Postscript: Mountaindale high school was not a college prep school. I was totally unprepared for my freshman year at college. If I were to apply to an undergraduate college now with so little preparation, I would probably not be accepted. Fortunately for me, in 1945 most colleges were looking for students, because so many young men had disappeared into the military. So I was accepted into NYU, woefully underprepared. For example, most freshmen at NYU had three sciences: chemistry, biology and physics. I had only one. As for English, I had never read anything by Shakespeare, and the only novel I had ever read was Ivanhoe by Sir Walter Scott.

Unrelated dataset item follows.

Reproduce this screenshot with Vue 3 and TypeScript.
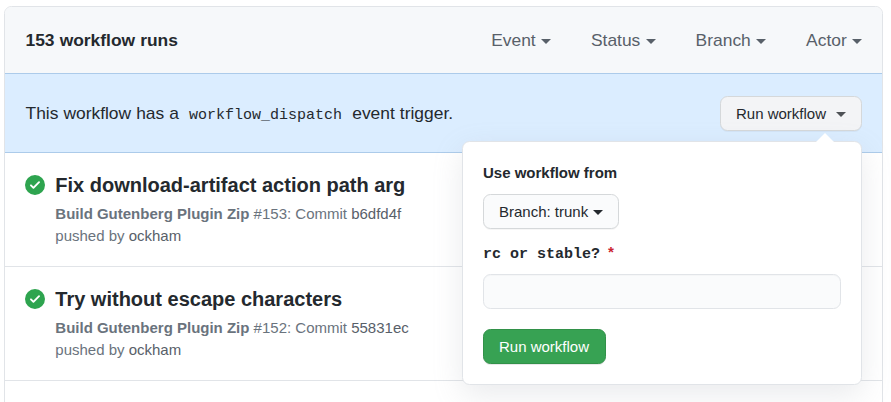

At home there were no books. From October 1 until June 1 I was at home with my grandparents, one of whom knew no English, and the other of whom could neither read nor write English. As far as vocabulary is concerned, I was never taught vocabulary in high school, and we used a limited vocabulary at home. I was culturally deprived. I had never seen an opera, been to a play on Broadway, heard a symphony orchestra, gone to a New York City museum and had hardly ever been to the movies. For example, in my sophomore year in college we took an examination and the question was: "Who of the following was a leptosome (a tall thin person)?" The names they gave were Alan Ladd, Spencer Tracy, Edward G Robinson and Jimmy Stewart. Unlike most Americans, I actually knew what a leptosome was, but had never heard of Jimmy Stewart. So I got that one wrong.
I was a rural country boy and the vast majority of the freshmen were city kids. There was a vast difference between us. They were better educated and more culturally aware of what was happening. For example, when they talked about taking ashes out of apartment houses through the basement, I had no idea what they were talking about. There were certain things that they knew that nobody else knew. For example, one day in math class we were doing sequences, and someone brought in the sequence: 14, 34, 42, and asked "what's the next number?" The New York City students got the answer right away. Try as I might, I couldn't get anywhere with it. (See the end of essay for the correct answer.)
I did not own a typewriter, nor did I have access to one, so I printed all my assignments in pen. My professors would have preferred that all my work be typed. I had a major problem with my English professor. I received a C+ on the first composition I handed in. After that no matter how well I wrote my composition, I always received a C+. Sometime around Thanksgiving I found that he was writing extensive comments on typed work, whereas he had been putting only perfunctory check marks on mine. I decided to see whether he was really reading my work. One of the assignments was to write a book review. As an experiment, I copied down, word for word, the review of this book in the New York Times Book Review. When I got back my graded paper, I learned that my professor had given the New York Times a grade of C+ for their work.
So I blundered through my freshman year undereducated, with a language and vocabulary deficit, and a time management problem. By the sophomore year I had become acclimated to city life and adjusted to the demands of the professors and the university. My grades started to improve.
By the way, the numbered sequence represents the express stops on the uptown Seventh Avenue subway line in Manhattan. In 1947 the next number would have been 72. Now it would be 59.